September 24, 2016
Miles of smiles lined South Street and beyond Saturday.
The joy was the result of the inaugural Philly Free Streets organized by the City's Office of Transportation and Infrastructure System.
South Street, from the Delaware River to the Schuylkill River, was free of cars. A few vehicles whose drivers didn’t heed the no parking signs were towed Saturday morning.
Walkers, runners and cyclists headed up and down the route on South onto the Schuylkill River Trail and on into Fairmount Park, eventually ending at the Falls Bridge.
While South Street was closed, cops lined cross streets, allowing vehicles to get by.
Just to make sure everyone got off on the right foot, James Burns of Philly’s Mural Arts program was chalking a giant arrow, pointing the way.
“Our whole organization is here,” said Burns. “It is a fun day for the city. We wanted to be a part of it.”
Jeanine Dowd, a veteran marathoner, and her friend, Vicki Dott, getting ready for her first half-marathon, and both from Williamstown in South Jersey, decided to come at the last minute, making plans to run just the night before.
They were thrilled, having never experienced Philly in quite the same way. They ran South Street several times.
Meanwhile, others danced, listened to music, pedaled and strolled. A Ben Franklin re-enactor rode a bike, and made a cell phone call.
Marilyn and Dan Garlen, city residents who’d loved walking over an empty Ben Franklin Bridge when Pope Francis visited Philly last fall, enjoyed re-experiencing the ability to walk an empty city street.
In fact, they did a scavenger hunt, walking down South Street and getting a “passport” stamped.
“We think it is a great idea,” said Marilyn.
And it was great that it was free to participate, added Dan.
The city did not yet have an estimate on costs or hours spent on the event, which was endorsed by Mayor Jim Kenney before he took office.
Sporting a voluminous pair of cargo shorts and a Bob Marley T-shirt, Kenney stepped off down South with a group of walkers at around 9 a.m., just as a light drizzle began.
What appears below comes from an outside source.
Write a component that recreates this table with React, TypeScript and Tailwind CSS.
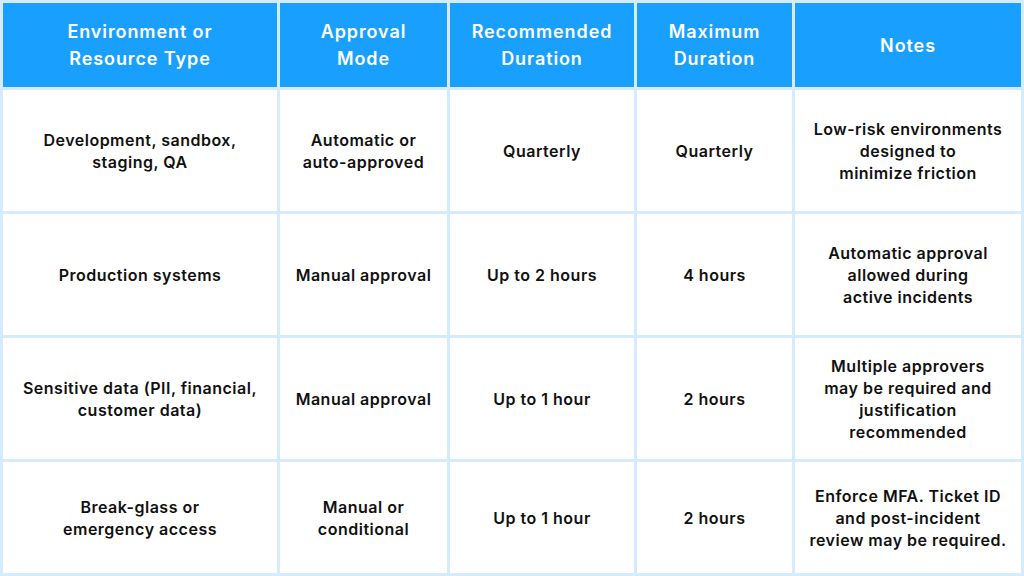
const headers = [
  ['Environment or', 'Resource Type'],
  ['Approval', 'Mode'],
  ['Recommended', 'Duration'],
  ['Maximum', 'Duration'],
  ['Notes'],
]

const rows: string[][][] = [
  [
    ['Development, sandbox,', 'staging, QA'],
    ['Automatic or', 'auto-approved'],
    ['Quarterly'],
    ['Quarterly'],
    ['Low-risk environments', 'designed to', 'minimize friction'],
  ],
  [
    ['Production systems'],
    ['Manual approval'],
    ['Up to 2 hours'],
    ['4 hours'],
    ['Automatic approval', 'allowed during', 'active incidents'],
  ],
  [
    ['Sensitive data (PII, financial,', 'customer data)'],
    ['Manual approval'],
    ['Up to 1 hour'],
    ['2 hours'],
    ['Multiple approvers', 'may be required and', 'justification', 'recommended'],
  ],
  [
    ['Break-glass or', 'emergency access'],
    ['Manual or', 'conditional'],
    ['Up to 1 hour'],
    ['2 hours'],
    ['Enforce MFA. Ticket ID', 'and post-incident', 'review may be required.'],
  ],
]

export default function App() {
  return (
    <div
      className="w-[1024px] h-[576px] bg-[#d5ebff] p-[3px] grid gap-[3px] grid-cols-[274px_167px_184px_155px_226px] grid-rows-[84px_121px_121px_121px_111px]"
      style={{ fontFamily: 'Inter, "Noto Sans", sans-serif' }}
    >
      {headers.map((h, i) => (
        <div
          key={i}
          className="bg-[#199ffe] text-white flex flex-col items-center justify-center text-center text-[18px] tracking-[0.9px] font-semibold leading-[27px]"
        >
          {h.map((l, j) => (
            <span key={j}>{l}</span>
          ))}
        </div>
      ))}
      {rows.map((r, ri) =>
        r.map((c, ci) => (
          <div
            key={ri + '-' + ci}
            className="bg-white text-[#111] flex flex-col items-center justify-center text-center text-[16px] tracking-[0.5px] font-semibold leading-[22px]"
          >
            {c.map((l, j) => (
              <span key={j} className="whitespace-nowrap">{l}</span>
            ))}
          </div>
        ))
      )}
    </div>
  )
}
And while there will be costs, such as for police and the streets department blocking roads, 400 volunteers kept the price tag lower.
Roojou and Rob Terry of Northern Liberties approved.
Strolling along South, they let their 3-year-old daughter freely roam on her scooter.
“She is so happy,” said Rooju. “Look at this!”
Sarah Clark Stuart, executive director of one of the organizing groups, the Bicycle Coalition, beamed all morning.
“It’s fantastic. This is glorious. So many people are having fun!” she said.
“They are savoring real estate they don’t get to experience,” she said.
The city is considering adding additional "free streets" events in the future after evaluating the inaugural day.